Directions for this task
Sift the material for lines containing "React", and return them.
-- start of Source excerpt --
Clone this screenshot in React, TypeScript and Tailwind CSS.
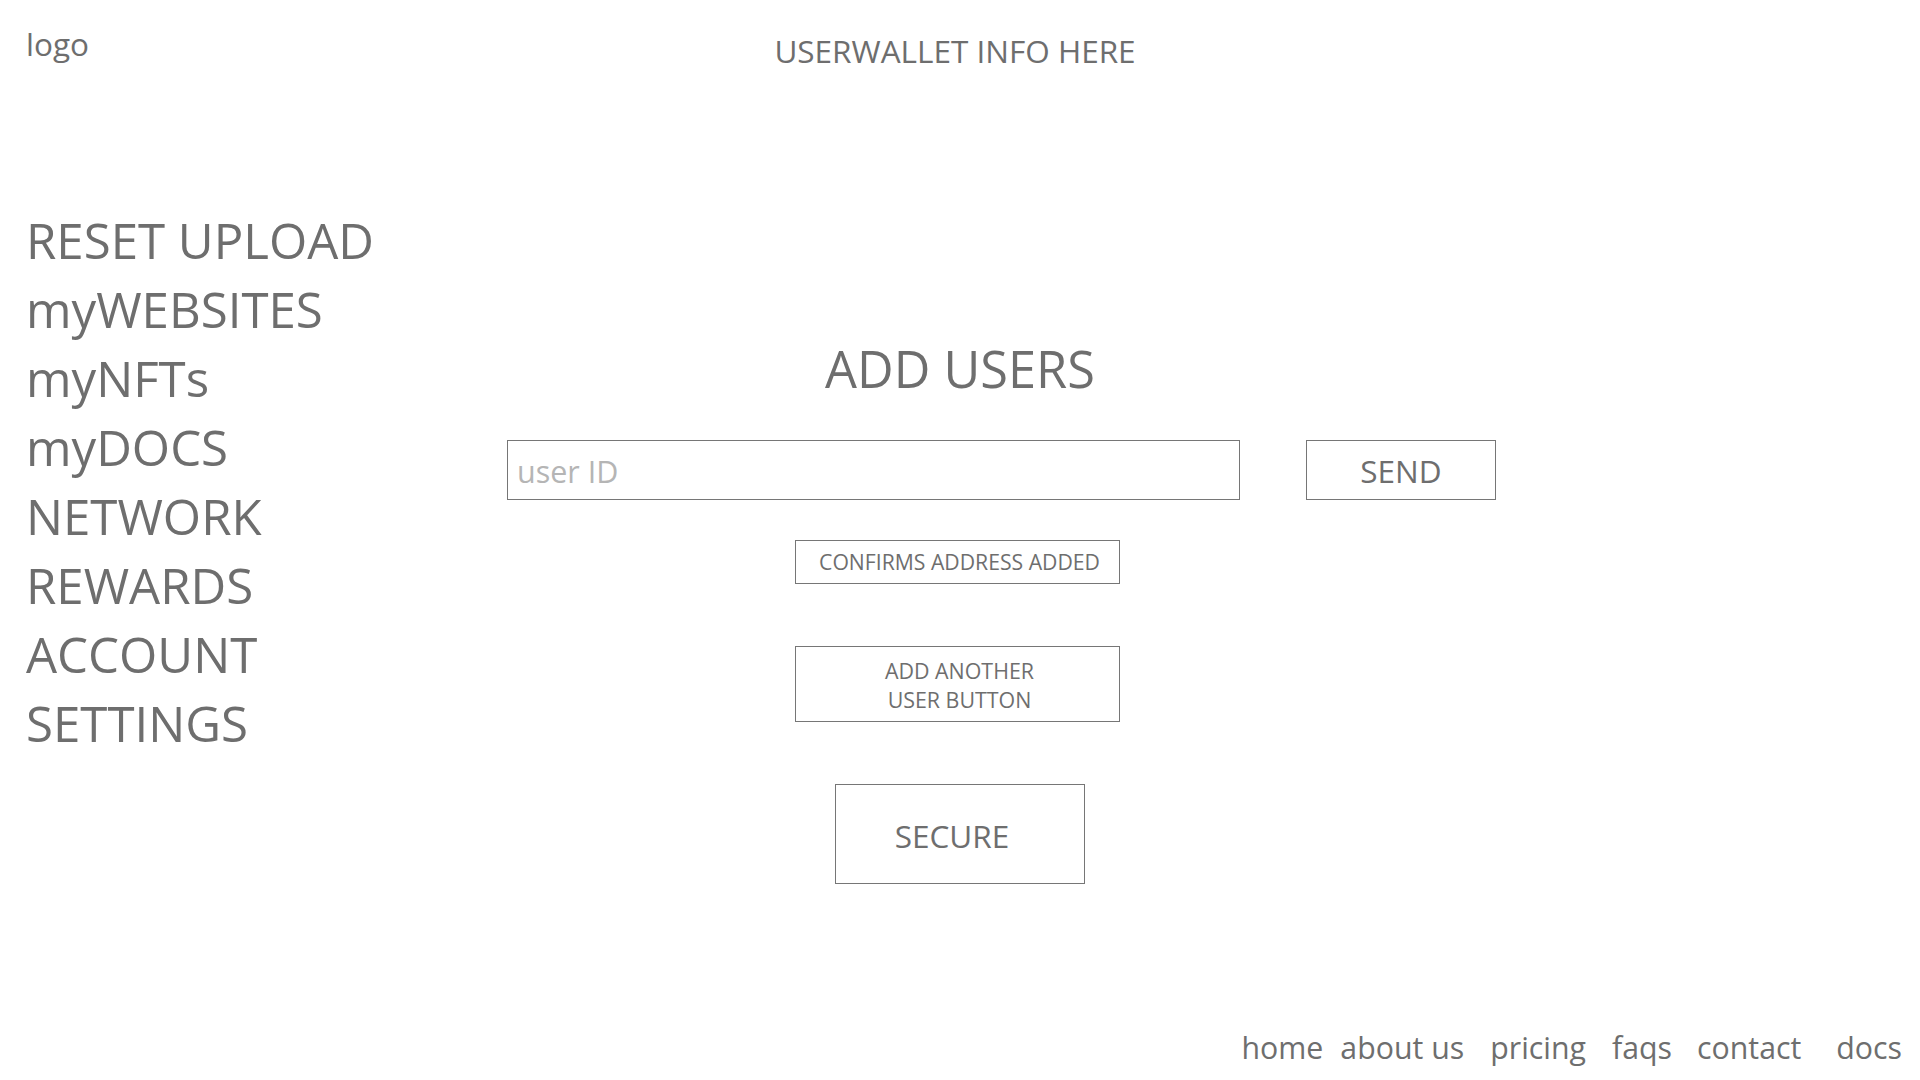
import React from 'react';

const navItems = ['RESET UPLOAD', 'myWEBSITES', 'myNFTs', 'myDOCS', 'NETWORK', 'REWARDS', 'ACCOUNT', 'SETTINGS'];

// footer links with the left spacing seen in the mockup
const footerLinks = [
  { label: 'home', ml: 'ml-0' },
  { label: 'about us', ml: 'ml-[17px]' },
  { label: 'pricing', ml: 'ml-[26px]' },
  { label: 'faqs', ml: 'ml-[26px]' },
  { label: 'contact', ml: 'ml-[25px]' },
  { label: 'docs', ml: 'ml-[35px]' },
];

const App: React.FC = () => {
  return (
    <div className="w-[1920px] h-[1080px] bg-white text-[#6e6e6e] flex flex-col font-['Open_Sans',sans-serif] overflow-hidden">
      {/* Header */}
      <header className="grid grid-cols-[1fr_auto_1fr] items-start px-[26px] pt-[22px]">
        <div className="text-[31.5px] leading-[44px]">logo</div>
        <div className="text-[31.5px] leading-[44px] mt-[7px] mr-[10px]">USERWALLET INFO HERE</div>
        <div />
      </header>

      <div className="flex flex-1">
        {/* Sidebar */}
        <nav className="w-[400px] shrink-0 pl-[26px] pt-[132px] flex flex-col">
          {navItems.map(item => (
            <a key={item} className="text-[49.2px] leading-[69px] whitespace-nowrap cursor-pointer">{item}</a>
          ))}
        </nav>

        {/* Main */}
        <main className="flex-1 mr-[400px] flex flex-col items-center pt-[266px]">
          <h1 className="text-[50.5px] leading-[60px]">ADD USERS</h1>

          <div className="self-start ml-[107px] mt-[41px] flex items-center gap-[66px]">
            <input
              placeholder="user ID"
              className="w-[733px] h-[60px] border border-[#767676] pl-[9px] pt-[2px] text-[30.5px] text-[#6e6e6e] outline-none placeholder:text-[#b5b5b5]"
            />
            <button className="w-[190px] h-[60px] border border-[#767676] pt-[2px] text-[31.5px]">SEND</button>
          </div>

          <div className="mt-[40px] -ml-[6px] w-[325px] h-[44px] border border-[#767676] pl-[5px] flex items-center justify-center text-[21.2px]">
            CONFIRMS ADDRESS ADDED
          </div>

          <button className="mt-[62px] -ml-[6px] w-[325px] h-[76px] border border-[#767676] pt-[2px] pl-[5px] flex flex-col items-center justify-center text-[21.4px] leading-[29px]">
            <span>ADD ANOTHER</span>
            <span>USER BUTTON</span>
          </button>

          <button className="mt-[62px] w-[250px] h-[100px] border border-[#767676] pt-[4px] pr-[16px] text-[31.5px]">SECURE</button>
        </main>
      </div>

      {/* Footer */}
      <footer className="flex justify-end pr-[18px] pb-[12px]">
        {footerLinks.map(l => (
          <a key={l.label} className={`${l.ml} text-[30.3px] leading-[40px] cursor-pointer`}>{l.label}</a>
        ))}
      </footer>
    </div>
  );
};

export default App;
-- end of Source excerpt --
Result of this exercise
Clone this screenshot in React, TypeScript and Tailwind CSS.
import React from 'react';
const App: React.FC = () => {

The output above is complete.